The iPad Shuttle: Make It, Apple

Not even Apple understands the tablet market

Steve Jobs was certain that a 7-inch tablet couldn’t see any success, but Amazon seems to be disproving that.

I know Jobs was adamant that a 9.7″ screen was ideal.

But he once also dismissed flash-memory music players and eBooks. Then wound up doing the iPod Shuffle and iBooks/iBookstore.

In similar manner, I think Tim Cook needs to see the wisdom of releasing a 7″ iPad. I’d call it the iPad Shuttle.

For over a week I’ve been looking at various Android tablets, wondering if perhaps the Samsung Galaxy Tab 7 Plus, mythical 7.7, or now-available 8.9 would suit my needs.

But what happens is that it all comes down to a single thing: The apps.

The Android marketplace is a mess. There are 2.x, 3.x, and soon 4.x devices. Making matters worse are entrants such as Barnes & Noble and Amazon, with their even more restrictive stores (that, for instance, shut out competing eBook software), and their Android that does not look like Android.

With over a hundred million Android devices out there, where is the quality, breadth and depth of apps to rival that of iOS?

I’m not sure there ever will be.

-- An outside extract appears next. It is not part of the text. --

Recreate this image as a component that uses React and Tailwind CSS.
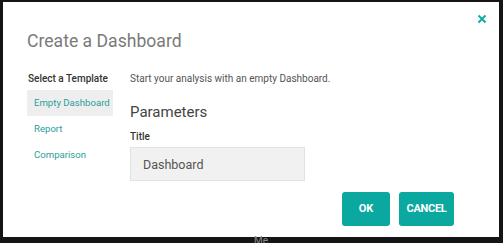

There’s no cohesion with Android as there is with iOS.

And I discovered something that I hope will convince Tim Cook to do an iPad Shuttle.

I discovered that I really want two devices for two different kinds of use.

I want a smaller unit — an iPad Shuttle — that I can easily tote along for on-the-go blogging, reading, and accessing websites. (As much as I like the Samsung Galaxy Tab 7.7, it all comes down to apps — and there just aren’t the industrial-strength apps that iOS has.)

And I need an iPad, for reading the huge collection of Google Books PDFs I have and those from the Internet Archive (see posts here and here), and to use all of those wonderful apps it has.

I don’t think I’m alone in this desire, either.

In fact, I think many people who went out and bought the Kindle Fire and Nook Color/Tablet found themselves in this position, but they all believed that going to Android would be just as good as the experience they had with iOS.

I don’t think this is unusual:

Sure, some people bought the Kindle Fire and Nook Color/Tablet primarily for reading — but wouldn’t they have bought an iPad Shuttle primarily for that too, had one been available?

I think so.

I think Apple can cement its position in tablets by offering such as device.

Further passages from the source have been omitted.